Actor Suriya talks to Subha J Rao about the challenges he faced essaying conjoined twins in his much-awaited Maattrraan
Perazhagan, Vel, Vaaranam Aayiram, 7aam Arivu and now, Maattrraan…. Suriya is all set to wow filmgoers in yet another dual role — as Akilan and Vimalan. “Really? I never realised that this is my fifth outing in a dual role,” laughs Suriya, who courts the audience on October 12 after last year’s tepid 7aam Arivu.
The actor signed up for the film impressed with director K.V. Anand’s narration. The two go back a long way — to the superhit Ayan. “You should see the kind of effort Anand has put in; the pace of the screenplay; the time (even two years!) he has taken to perfect the script with writer-duo Subha…”
Suriya plays the effervescent Akilan and the silent Vimalan, who are stuck together, through life and love. Kajal Aggarwal plays Akilan’s love interest. “Kajal is fantastic and has great clarity. Anand likens her to a computer. Tap the keyboard and you get what you want. Despite not knowing the language, she rocks.”
Considering Suriya’s bashful nature, how difficult was it to play Akilan? “Well, it is easier to play characters closer to the real you, such as Anbuselvan (Kaakha Kaakha) and Sanjay Ramaswamy (Ghajini). Talkative Chinna (Perazhagan), Sakthi (Pithamagan) and Akilan were difficult. To play them, I bank on the director’s vision and influences from friends.”
How does he rate his Akilan? “Ah! I love working. But, I don’t enjoy watching myself on screen. I tend to nitpick. I prefer moving on,” says Suriya, who shot for about 150 days, spread over a year, for the film. “I would play one brother, and essay the other after a month. It was a lot of effort to fix the emotions, the direction in which I had to look… But, it felt great.”
Maattrraan was supposed to be the first Indian film with conjoined twins as the subject, but two others raced to the big screen — Iruvan and the Priyamani-starrer Chaarulatha. “But, this film is not just about conjoined twins. There’s a father-son angle, a social awareness plot, and lots of romance,” says Suriya. “Anyway, Hollywood has done something similar, so have films in other countries. Why, even Tees Maar Khan had a track involving Siamese twins?”
Maattrraan is also being dubbed into Telugu, where Suriya has a good market, as Brothers. Sibling Karthi has lent his voice to Vimalan. “It was nice of him to spare the time. He thought I was stretching myself with too much work and chipped in. Everyone is very excited that two brothers have dubbed for on-screen brothers.” So, will we ever get to see the two sharing screen space? “Something really exciting has to come up for that,” says Suriya, now shooting for Hari’s Singam 2, a sequel to the superhit Singam.

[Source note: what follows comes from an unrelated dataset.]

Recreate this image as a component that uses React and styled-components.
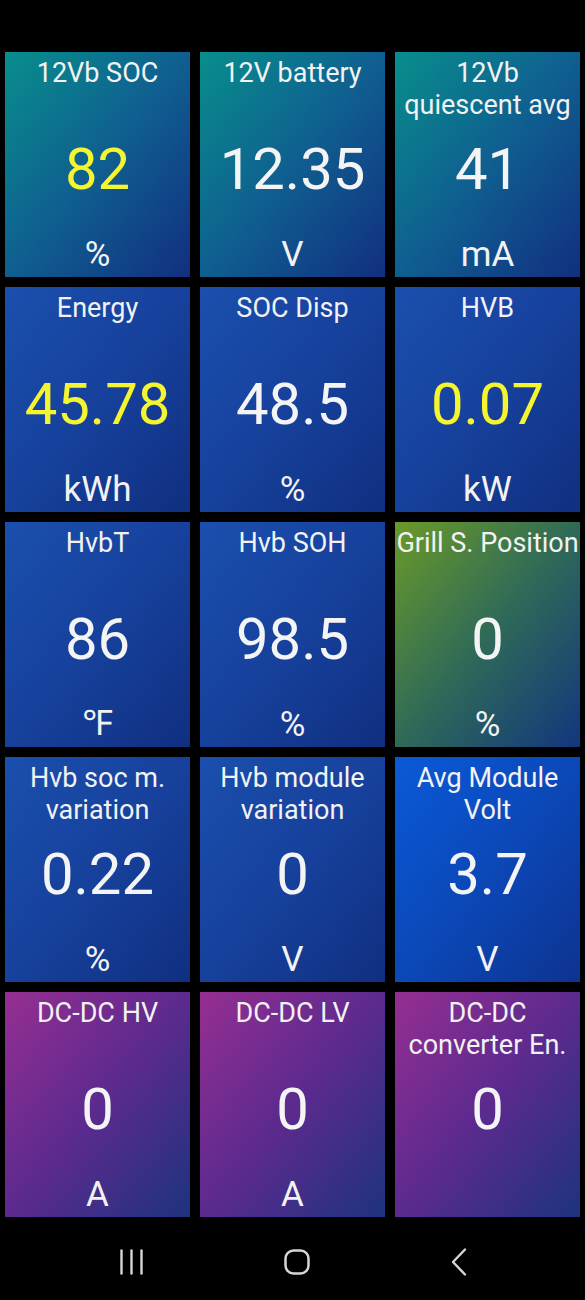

How did he relate to the earnest, bristling Duraisingam? “I was afraid if I could pull off the punch dialogues (remember Singatha photo-la paathirupe, cinema-la paathirupe…), but it worked out well, thanks to director Hari. For inspiration, I looked at Alex Pandian in Moondru Mugam.” Singam 2, he says, “is not there just for the sake of making a sequel. The content is as good as, if not more powerful than, the original. I love pushing myself to portray characters that inhabit a different zone.”
As for Hari, Suriya is all praise for his “excellent pre-production. He takes so much time before shooting that it becomes a seamless process. His films are conservative, but have a different approach. They have mass appeal, and are rooted in small-town India.”
The conversation veers back to Anand. “He’s meticulous and always in search of novelty. Because he has been a photojournalist, there’s always this lovely mix of fact and fiction in his city-based subjects. He’s worked with so many directors, and is a combination of everyone, from Shankar to Priyadarshan.”
Suriya has also agreed to do a film with Gautam Vasudev Menon, titled Thuppariyum Anandan. “We’ve not yet finalised the script, though,” he says.
A learning experience
The actor also speaks about his stint as host on Vijay TV’s Neengalum Vellalaam Oru Kodi that concluded recently. “It was great meeting real people. It called for a different approach. It was all so emotional, unpredictable, unscripted. Initially, I did not know how to handle it. After a few weeks, I fell into the groove. Seeing myself on TV, I used to wonder, ‘Is this how I react to people?’ It was a huge learning experience.”
He also accepts the mixed response to 7aam Arivu. “Sometimes, you put in your best, but it does not work.” Suriya also wowed the Hindi belt with his role in Ram Gopal Varma’s revenge saga, Rakta Charitra. Critics raved about his silent anger, his expressive eyes and more. “Really?” smiles Suriya. Does he plan to go North for more projects? “Not really. I have good scripts here. I have to be offered something really different to make me move from here. This is my stronghold, I am happy here.”